::: Stored records :::

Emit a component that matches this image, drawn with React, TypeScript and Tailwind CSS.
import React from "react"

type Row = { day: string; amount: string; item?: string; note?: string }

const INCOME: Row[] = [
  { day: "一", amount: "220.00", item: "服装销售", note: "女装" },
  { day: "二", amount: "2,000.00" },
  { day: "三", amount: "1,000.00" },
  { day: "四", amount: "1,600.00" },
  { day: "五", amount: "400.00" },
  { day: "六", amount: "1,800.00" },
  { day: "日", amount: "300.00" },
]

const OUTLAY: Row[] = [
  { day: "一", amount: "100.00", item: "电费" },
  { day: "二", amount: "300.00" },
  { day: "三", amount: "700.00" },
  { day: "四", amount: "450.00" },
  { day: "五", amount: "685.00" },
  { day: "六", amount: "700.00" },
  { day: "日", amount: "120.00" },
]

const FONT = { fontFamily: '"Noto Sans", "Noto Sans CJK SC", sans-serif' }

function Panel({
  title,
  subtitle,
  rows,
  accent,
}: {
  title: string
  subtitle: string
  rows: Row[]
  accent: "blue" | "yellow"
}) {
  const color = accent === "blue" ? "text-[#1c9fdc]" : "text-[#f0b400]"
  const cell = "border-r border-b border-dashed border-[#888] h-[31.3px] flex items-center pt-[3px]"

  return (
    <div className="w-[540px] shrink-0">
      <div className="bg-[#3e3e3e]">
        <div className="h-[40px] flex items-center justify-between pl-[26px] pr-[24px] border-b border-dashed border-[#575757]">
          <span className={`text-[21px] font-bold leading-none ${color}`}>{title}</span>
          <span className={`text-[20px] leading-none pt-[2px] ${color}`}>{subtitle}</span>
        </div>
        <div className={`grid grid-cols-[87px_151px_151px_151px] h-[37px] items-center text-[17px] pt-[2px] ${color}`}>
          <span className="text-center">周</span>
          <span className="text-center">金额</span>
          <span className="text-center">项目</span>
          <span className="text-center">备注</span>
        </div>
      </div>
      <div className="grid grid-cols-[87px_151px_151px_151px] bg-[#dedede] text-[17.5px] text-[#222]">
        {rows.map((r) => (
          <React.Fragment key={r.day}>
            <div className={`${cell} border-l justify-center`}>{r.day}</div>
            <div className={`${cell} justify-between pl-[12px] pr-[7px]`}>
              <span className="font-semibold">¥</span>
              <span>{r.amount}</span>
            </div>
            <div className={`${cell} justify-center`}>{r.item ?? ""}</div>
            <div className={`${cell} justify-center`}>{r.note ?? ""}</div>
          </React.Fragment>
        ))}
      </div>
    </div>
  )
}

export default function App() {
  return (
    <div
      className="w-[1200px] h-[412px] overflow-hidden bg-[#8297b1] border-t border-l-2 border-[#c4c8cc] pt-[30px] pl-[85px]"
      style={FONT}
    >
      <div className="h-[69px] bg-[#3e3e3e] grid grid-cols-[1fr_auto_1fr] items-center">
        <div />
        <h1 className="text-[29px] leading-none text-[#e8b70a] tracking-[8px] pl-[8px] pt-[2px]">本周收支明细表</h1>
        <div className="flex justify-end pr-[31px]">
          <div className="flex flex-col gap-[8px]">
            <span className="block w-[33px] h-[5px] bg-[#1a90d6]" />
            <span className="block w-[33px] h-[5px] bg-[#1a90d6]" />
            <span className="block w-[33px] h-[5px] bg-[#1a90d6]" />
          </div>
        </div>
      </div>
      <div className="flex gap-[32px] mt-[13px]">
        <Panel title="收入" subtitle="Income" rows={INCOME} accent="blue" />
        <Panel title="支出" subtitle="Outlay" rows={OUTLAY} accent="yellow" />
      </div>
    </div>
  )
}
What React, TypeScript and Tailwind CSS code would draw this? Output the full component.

:::

▶ **Instruction**
All of the entries need to be reproduced exactly; please write them out.

▶ **The result**
Emit a component that matches this image, drawn with React, TypeScript and Tailwind CSS.
import React from "react"

type Row = { day: string; amount: string; item?: string; note?: string }

const INCOME: Row[] = [
  { day: "一", amount: "220.00", item: "服装销售", note: "女装" },
  { day: "二", amount: "2,000.00" },
  { day: "三", amount: "1,000.00" },
  { day: "四", amount: "1,600.00" },
  { day: "五", amount: "400.00" },
  { day: "六", amount: "1,800.00" },
  { day: "日", amount: "300.00" },
]

const OUTLAY: Row[] = [
  { day: "一", amount: "100.00", item: "电费" },
  { day: "二", amount: "300.00" },
  { day: "三", amount: "700.00" },
  { day: "四", amount: "450.00" },
  { day: "五", amount: "685.00" },
  { day: "六", amount: "700.00" },
  { day: "日", amount: "120.00" },
]

const FONT = { fontFamily: '"Noto Sans", "Noto Sans CJK SC", sans-serif' }

function Panel({
  title,
  subtitle,
  rows,
  accent,
}: {
  title: string
  subtitle: string
  rows: Row[]
  accent: "blue" | "yellow"
}) {
  const color = accent === "blue" ? "text-[#1c9fdc]" : "text-[#f0b400]"
  const cell = "border-r border-b border-dashed border-[#888] h-[31.3px] flex items-center pt-[3px]"

  return (
    <div className="w-[540px] shrink-0">
      <div className="bg-[#3e3e3e]">
        <div className="h-[40px] flex items-center justify-between pl-[26px] pr-[24px] border-b border-dashed border-[#575757]">
          <span className={`text-[21px] font-bold leading-none ${color}`}>{title}</span>
          <span className={`text-[20px] leading-none pt-[2px] ${color}`}>{subtitle}</span>
        </div>
        <div className={`grid grid-cols-[87px_151px_151px_151px] h-[37px] items-center text-[17px] pt-[2px] ${color}`}>
          <span className="text-center">周</span>
          <span className="text-center">金额</span>
          <span className="text-center">项目</span>
          <span className="text-center">备注</span>
        </div>
      </div>
      <div className="grid grid-cols-[87px_151px_151px_151px] bg-[#dedede] text-[17.5px] text-[#222]">
        {rows.map((r) => (
          <React.Fragment key={r.day}>
            <div className={`${cell} border-l justify-center`}>{r.day}</div>
            <div className={`${cell} justify-between pl-[12px] pr-[7px]`}>
              <span className="font-semibold">¥</span>
              <span>{r.amount}</span>
            </div>
            <div className={`${cell} justify-center`}>{r.item ?? ""}</div>
            <div className={`${cell} justify-center`}>{r.note ?? ""}</div>
          </React.Fragment>
        ))}
      </div>
    </div>
  )
}

export default function App() {
  return (
    <div
      className="w-[1200px] h-[412px] overflow-hidden bg-[#8297b1] border-t border-l-2 border-[#c4c8cc] pt-[30px] pl-[85px]"
      style={FONT}
    >
      <div className="h-[69px] bg-[#3e3e3e] grid grid-cols-[1fr_auto_1fr] items-center">
        <div />
        <h1 className="text-[29px] leading-none text-[#e8b70a] tracking-[8px] pl-[8px] pt-[2px]">本周收支明细表</h1>
        <div className="flex justify-end pr-[31px]">
          <div className="flex flex-col gap-[8px]">
            <span className="block w-[33px] h-[5px] bg-[#1a90d6]" />
            <span className="block w-[33px] h-[5px] bg-[#1a90d6]" />
            <span className="block w-[33px] h-[5px] bg-[#1a90d6]" />
          </div>
        </div>
      </div>
      <div className="flex gap-[32px] mt-[13px]">
        <Panel title="收入" subtitle="Income" rows={INCOME} accent="blue" />
        <Panel title="支出" subtitle="Outlay" rows={OUTLAY} accent="yellow" />
      </div>
    </div>
  )
}
What React, TypeScript and Tailwind CSS code would draw this? Output the full component.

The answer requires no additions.